As Joe Carter says at First Things, “Disappointing, though not really surprising” decision by U.S. District Court Chief Judge Vaughn Walker in overturning Proposition 8, the state’s constitutional amendment banning same-sex ‘marriage’ — a law that was supported by a majority of state voters in a 2008 ballot initiative. Read Judge Walker’s decision and you’ll see that he is just making up reasons for over-ruling the voters of California; Daniel Foster at NRO has key excerpts. But that isn’t surprising because as Gerald V. Bradley, a law professor at Notre Dame, noted at Fox News, Judge Walker is hardly an unbiased judge. The decision will be appealed to the extremely left-wing 9th U.S. Circuit Court of Appeals and eventually the Supreme Court of the United States. If this ruling is allowed to stand, it will become, as the Family Research Council says, the Roe v. Wade of same-sex marriage. CitizenLink Judicial Analyst Bruce Hausknecht insists the battle will go on (surely it will) but these two ‘graphs from her post capture how offensive the decision is on so many levels (morally, democratically):
Judge Walker’s ruling raises a shocking notion that a single federal judge can nullify the votes of more than 7 million California voters, binding Supreme Court precedent, and several millennia-worth of evidence that children need both a mom and a dad.

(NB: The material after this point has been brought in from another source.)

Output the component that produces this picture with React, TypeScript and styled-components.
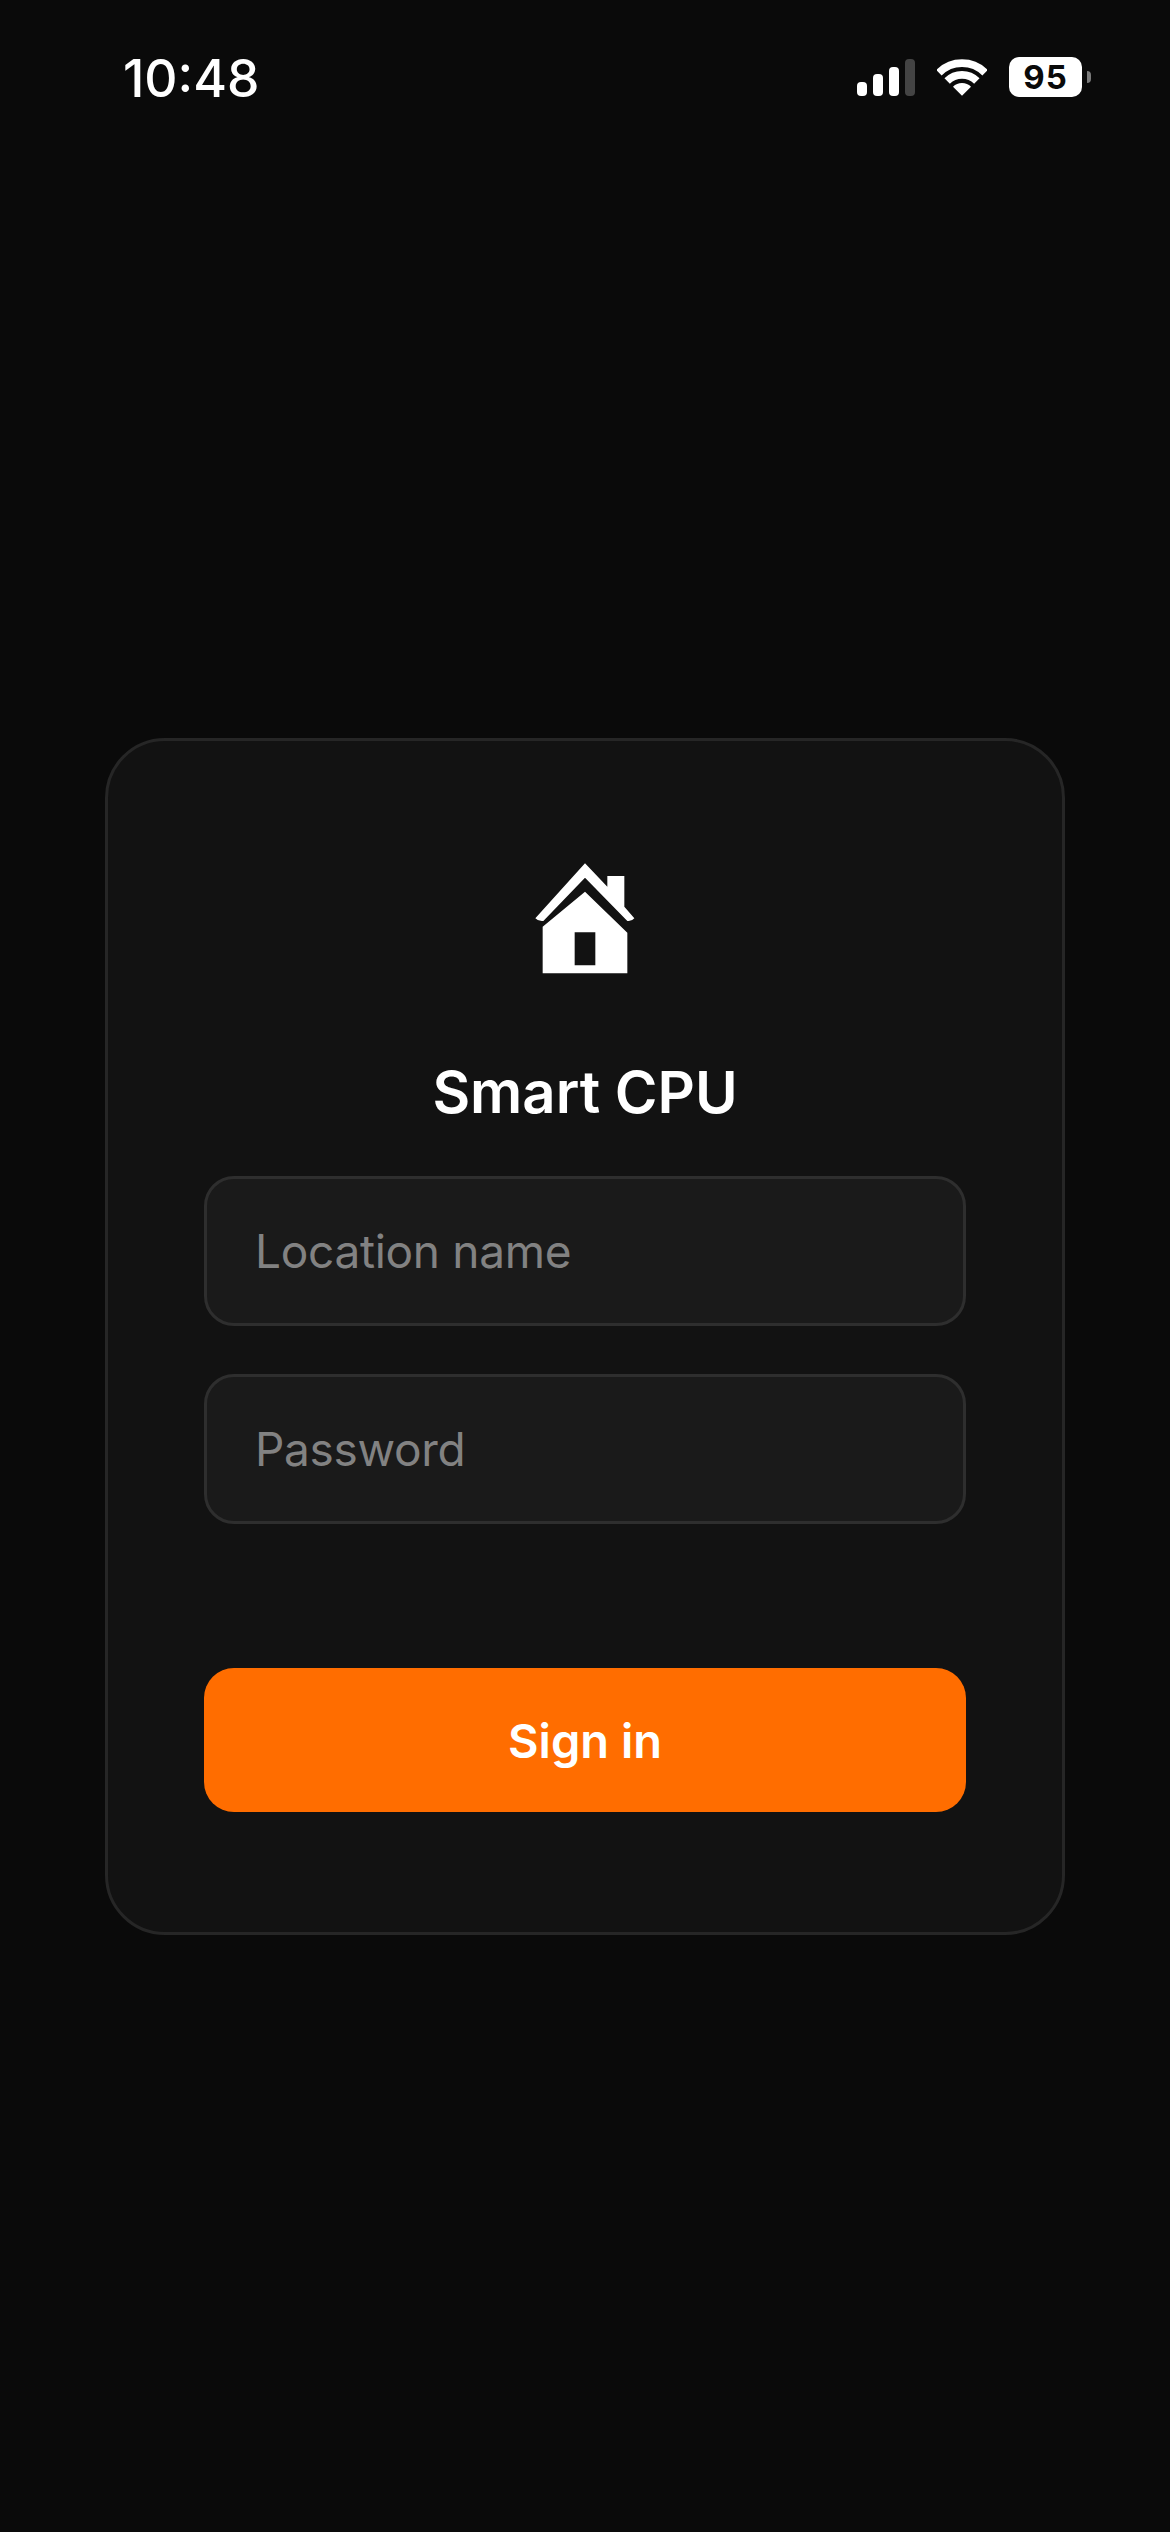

During these legal proceedings, the millions of California residents who supported Prop 8 have been wrongfully accused of being bigots and haters. Nothing could be further from the truth. Rather, they are concerned citizens, moms and dads who simply wanted to restore to California the long-standing understanding that marriage is between one woman and one man – a common-sense position that was taken away by the actions of another out-of-control state court in May 2008.
Politically, Judge Walker’s intervention guarantees an escalation of the culture wars and that probably helps the Republican Party. But I’d rather have the policy victory on an issue this important than the political benefits of the fallout of a terrible instance of judicial activism.